In the same way, sometimes the characters, with their goals and histories will end up making the direction you intended ring hollow. Many will try to force it, or abandon the whole thing, but thanks to the trial by fire my players gave me, I’m always thinking of fallback positions.
Besides reading everything, I believe that roleplaying is the best exercise I get as a writer. As of this posting, I’m playing in tow online games and running the one on the forums while planning to run another.
And I think that brings me back to The Descendants. I’m pretty sure you know the story there: Mild mannered geek, Landon Porter, upset at the end of Marvel’s House of M and the entirety of Civil War pours all of his rage and pain into a crucible of words. Molding it into the likeness of his beloved Bronze Age and ‘The Animated Series’ imaginings of comics he grew up with, he brings forth a new comic book universe, hampered only by his lack of ability to draw… or edit.
One more little detail as to how I ended up writing a webserial is this: I can’t draw. Back in college, I discovered webcomics and wanted in on it, but couldn’t draw to save my life. Luckily, I was able to partner with my best friend (then Nyx, now Pele; she was also the player in the solo game that eventually became Rune Breaker) to create Ledgermain Comics. But, of course, college ended and real life encroached, putting the project on hiatus (we still talk about bringing it back. And by still, I mean we’ve talked about it in 2013).
You probably never heard of Ledgermain, but we were pretty well connected back in the day. Barb from Fragile Gravity got us invited as speakers at Marscon, I hung out with and talked merchandising ideas with Rob Balder on more than one occasion, and I got to see Rich Burlew’s Order of the Stick way back when he was just posting them for kicks on the Nifty Message boards. I was actually one of those who suggested he set up a site and ours was the very first webcomic to link it.
So when I started writing my little love letter to good comics, I just sort of stayed online. If you’re a very, very old fan, you’ll remember a time when The Descendants was hosted under ledgermaincomics.com (now defunct).
Which brings us to the here and now. I’ve been writing in one form or another for almost twenty years. I’m still chasing that rainbow where something I created hits it big and gains some meaning in the world, but that’s not what makes me sit here week after week plugging away.
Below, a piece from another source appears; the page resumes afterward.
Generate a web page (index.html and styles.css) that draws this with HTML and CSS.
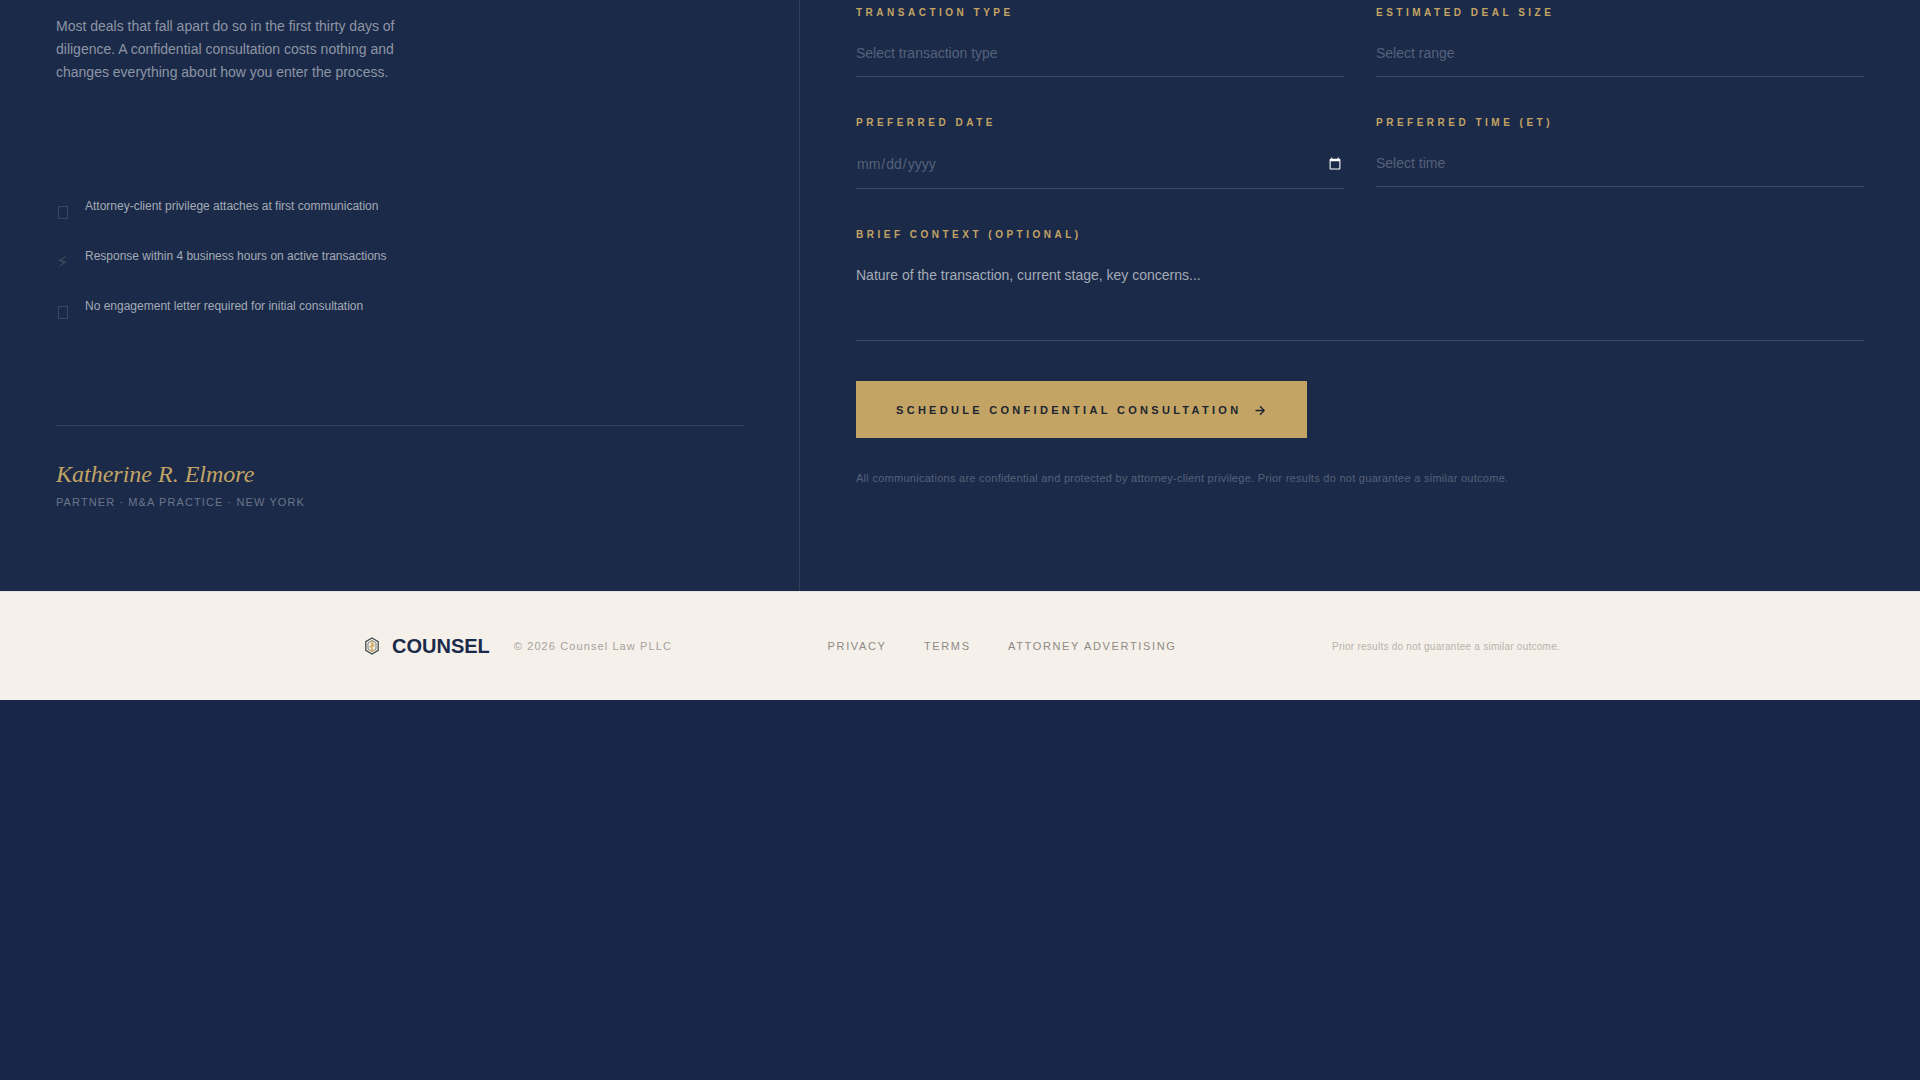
FILE: index.html
```html
<!DOCTYPE html>
<html lang="en">
<head>
    <meta charset="UTF-8">
    <meta name="viewport" content="width=device-width, initial-scale=1.0">
    <title>Counsel</title>
    <link rel="stylesheet" href="styles.css">
</head>
<body>
    <main class="consult">
        <section class="intro">
            <p class="intro-text">Most deals that fall apart do so in the first thirty days of diligence. A confidential consultation costs nothing and changes everything about how you enter the process.</p>
            <ul class="points">
                <li>
                    <svg class="point-icon" viewBox="0 0 14 18" aria-hidden="true"><rect x="2.5" y="3.5" width="9" height="12" /></svg>
                    <span>Attorney-client privilege attaches at first communication</span>
                </li>
                <li>
                    <span class="point-icon bolt" aria-hidden="true">⚡&#xFE0E;</span>
                    <span>Response within 4 business hours on active transactions</span>
                </li>
                <li>
                    <svg class="point-icon" viewBox="0 0 14 18" aria-hidden="true"><rect x="2.5" y="3.5" width="9" height="12" /></svg>
                    <span>No engagement letter required for initial consultation</span>
                </li>
            </ul>
            <div class="signature">
                <p class="sign-name">Katherine R. Elmore</p>
                <p class="sign-role">Partner · M&amp;A Practice · New York</p>
            </div>
        </section>
        <section class="booking">
            <form class="form">
                <div class="field">
                    <label for="type">Transaction Type</label>
                    <select id="type" name="type">
                        <option value="">Select transaction type</option>
                    </select>
                </div>
                <div class="field">
                    <label for="size">Estimated Deal Size</label>
                    <select id="size" name="size">
                        <option value="">Select range</option>
                    </select>
                </div>
                <div class="field">
                    <label for="date">Preferred Date</label>
                    <input type="date" id="date" name="date">
                </div>
                <div class="field">
                    <label for="time">Preferred Time (ET)</label>
                    <select id="time" name="time">
                        <option value="">Select time</option>
                    </select>
                </div>
                <div class="field wide">
                    <label for="context">Brief Context (Optional)</label>
                    <textarea id="context" name="context" placeholder="Nature of the transaction, current stage, key concerns..."></textarea>
                </div>
                <div class="wide">
                    <button type="submit" class="submit">
                        Schedule Confidential Consultation
                        <svg class="arrow" viewBox="0 0 14 14" aria-hidden="true"><path d="M2.500 7.500h8.500M7 3.300l4.200 4.200L7 11.700" /></svg>
                    </button>
                    <p class="note">All communications are confidential and protected by attorney-client privilege. Prior results do not guarantee a similar outcome.</p>
                </div>
            </form>
        </section>
    </main>
    <footer class="footer">
        <div class="footer-inner">
            <div class="brand">
                <svg class="logo" viewBox="0 0 24 20" aria-hidden="true">
                    <path class="logo-hex" d="M12 2l6.200 3.700v8.600L12 18l-6.200-3.700V5.700z" />
                    <path class="logo-inner" d="M12 4.500l4 2.500v6l-4 2.500L8 13V7z" />
                    <path class="logo-mark" d="M12 5v9.500M10 14.500h4M9.500 11l2.500-1 2.500-.5M12 7l1.500 2" />
                </svg>
                <span class="brand-name">COUNSEL</span>
                <span class="copyright">© 2026 Counsel Law PLLC</span>
            </div>
            <nav class="links">
                <a href="#">Privacy</a>
                <span class="dot">·</span>
                <a href="#">Terms</a>
                <span class="dot">·</span>
                <a href="#">Attorney Advertising</a>
            </nav>
            <p class="disclaimer">Prior results do not guarantee a similar outcome.</p>
        </div>
    </footer>
</body>
</html>
```

FILE: styles.css
```css
* {
    box-sizing: border-box;
    margin: 0;
    padding: 0;
}
body {
    background-color: #182648;
    font-family: "Liberation Sans", Arial, sans-serif;
    font-size: 14px;
}
.consult {
    display: grid;
    grid-template-columns: 5fr 7fr;
    background-color: #1b2a49;
}

/* left column */
.intro {
    padding: 15px 55px 81px 56px;
    border-right: 1px solid #313f5c;
}
.intro-text {
    max-width: 340px;
    line-height: 23px;
    color: #8d95a4;
}
.points {
    list-style: none;
    margin-top: 113px;
    display: flex;
    flex-direction: column;
    gap: 26px;
}
.points li {
    display: flex;
    align-items: flex-start;
    gap: 15px;
    height: 24px;
    font-size: 12px;
    line-height: 18px;
    color: #a4aab6;
}
.point-icon {
    flex-shrink: 0;
    width: 14px;
    height: 18px;
    margin-top: 6px;
    fill: none;
    stroke: #3a4662;
}
.bolt {
    font-family: "DejaVu Sans", sans-serif;
    font-size: 18px;
    color: #414b5c;
}
.signature {
    margin-top: 104px;
    padding-top: 32px;
    border-top: 1px solid #313f5c;
}
.sign-name {
    font-family: "Liberation Serif", "Times New Roman", serif;
    font-size: 24px;
    font-style: italic;
    line-height: 32px;
    color: #c4a464;
}
.sign-role {
    margin-top: 4px;
    font-size: 11px;
    line-height: 16px;
    letter-spacing: 0.1em;
    text-transform: uppercase;
    color: #6b758a;
}

/* form */
.booking {
    padding: 7px 56px 80px;
}
.form {
    display: grid;
    grid-template-columns: 1fr 1fr;
    gap: 40px 32px;
    align-items: start;
}
.wide {
    grid-column: 1 / -1;
}
.field {
    display: flex;
    flex-direction: column;
    gap: 14px;
}
.field label {
    font-size: 10px;
    font-weight: bold;
    line-height: 12px;
    letter-spacing: 0.35em;
    text-transform: uppercase;
    color: #c4a464;
}
.field select,
.field input,
.field textarea {
    appearance: none;
    width: 100%;
    padding: 12px 0 15px;
    border: 0;
    border-bottom: 1px solid #3d4a65;
    border-radius: 0;
    outline: 0;
    background: transparent;
    font-family: inherit;
    font-size: 14px;
    color: #56617a;
}
.field input {
    color-scheme: dark;
}
.field textarea {
    display: block;
    height: 86px;
    resize: none;
}
.field textarea::placeholder {
    color: #a4aab6;
}
.submit {
    display: inline-flex;
    align-items: center;
    gap: 12px;
    height: 57px;
    padding: 0 40px;
    border: 0;
    background-color: #c4a464;
    font-family: inherit;
    font-size: 11px;
    font-weight: bold;
    letter-spacing: 0.3em;
    text-transform: uppercase;
    color: #1b2430;
    cursor: pointer;
}
.arrow {
    width: 14px;
    height: 14px;
    fill: none;
    stroke: #1b2430;
    stroke-width: 1.3;
}
.note {
    margin-top: 32px;
    font-size: 11px;
    line-height: 16px;
    letter-spacing: 0.025em;
    color: #56617a;
}

/* footer */
.footer {
    padding: 40px 56px;
    border-top: 1px solid #e6e2e0;
    background-color: #f5f0ea;
}
.footer-inner {
    display: flex;
    align-items: center;
    justify-content: space-between;
    max-width: 1200px;
    min-height: 28px;
    margin: 0 auto;
}
.brand {
    display: flex;
    align-items: center;
}
.logo {
    width: 24px;
    height: 20px;
    fill: none;
}
.logo-hex {
    stroke: #454d50;
    stroke-width: 1.3;
}
.logo-inner {
    stroke: #7b7f7c;
    stroke-width: 1;
}
.logo-mark {
    stroke: #d0ac62;
    stroke-width: 1.5;
}
.brand-name {
    margin-left: 8px;
    font-size: 20px;
    font-weight: bold;
    color: #1b2a4a;
}
.copyright {
    margin-left: 24px;
    font-size: 11px;
    letter-spacing: 0.1em;
    color: #a5a19c;
}
.links {
    display: flex;
    align-items: center;
    gap: 16px;
    font-size: 11px;
    letter-spacing: 0.15em;
}
.links a {
    text-decoration: none;
    text-transform: uppercase;
    color: #8e8a85;
}
.dot {
    color: #e6e1db;
}
.disclaimer {
    font-size: 10px;
    letter-spacing: 0.025em;
    color: #b8b3ad;
}
```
There are a lot of reasons why. Part of it is that I’m not really sure I’m wired like everyone else. I think other people can literally think about ‘nothing’ when they’re bored. They can sit there in line or wait for the movie to start and think about how bored they are or something. Me? I shunt into weird flights of fancy about shows or movies I wish were real to things I wish would happen in real life. I can play a whole episode in my brain given time enough and if I didn’t have an outlet for them, they’d just pile up in there.
It’s also therapy in many ways. Being able to write a world where things happen the way they would if the world was right and just and sane helps a lot, especially with someone who listens to the news all the time like me and hears baldfaced insanity all the time.
And, to be perfectly honest, it’s an excuse. I’m a curious guy who loves science and learning, but I’m pretty much only good at knowing those facts, not applying them. Writing speculative fiction lets me put those facts to good use and justifies my endless quest to learn all the odd things that come up in my works (yes, even fantasy).
That’s about it. I’m honestly shocked I managed to get four pages written on myself. Oh well, you asked and I provided. That’s how it works. If you want to see me talk about other subjects, just post on the forum and I’ll see if I can’t make it happen.